TROTSKY’S TRAIN. The mobile command and propaganda center that L. D. Trotsky referred to merely as “the train” (formally known as “The Train of the Chairman of the Revvoensovet of the Republic”) was first formed at Moscow, on 7 August 1918. It initially consisted of 2 armored engines and 12 wagons, and was immediately dispatched for Sviiazhsk, on the Volga Front, with a unit of Latvian Riflemen on board. In the course of the civil wars, the train made 36 such visits to the various Red fronts and traveled at least 75,000 miles.

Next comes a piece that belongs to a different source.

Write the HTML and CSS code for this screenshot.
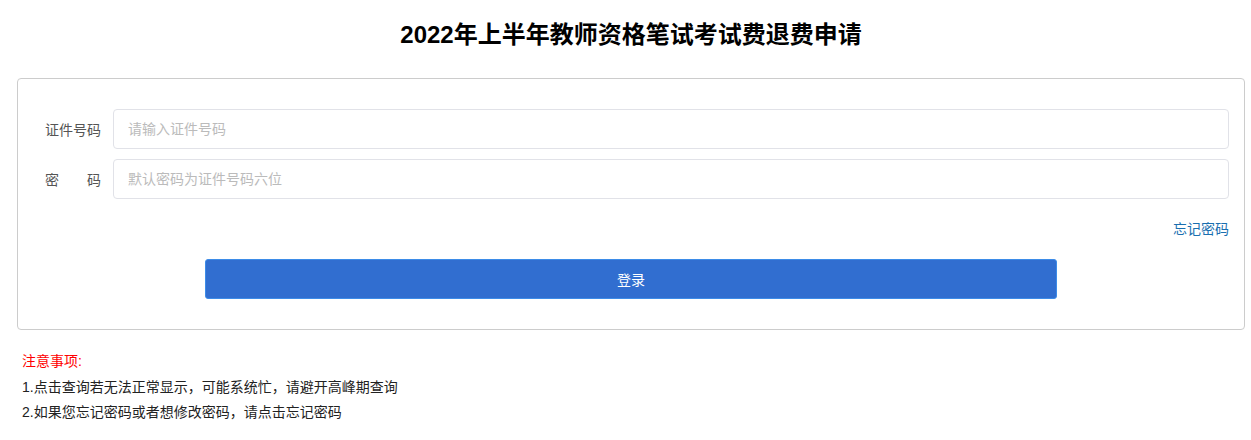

By late 1919, the configuration of Trotsky’s train had evolved to embrace two separate echelons that included several armored wagons (with turrets and embrasures for machine guns and cannon), flatbed trucks to transport armored cars and other vehicles (including Trotsky’s own command car, a Rolls-Royce that had been commandeered from the tsar’s garage), a telegraph station, a radio station, an electricity-generating wagon, a printing house (with presses), a library, a secretariat wagon, a kitchen, a bathhouse wagon, and even a special wagon for transporting a collapsible small aircraft. Also on board were a special guard unit of some 100 elite troops (mostly Latvians), who dressed in special red uniforms and hats of Red Army style (the budenovka), as well as cooks and other staff, mechanics, technicians, political agitators, and secretaries. By 21 January 1921, there were 407 people attached to the institution of “the train,” doing 80 different jobs.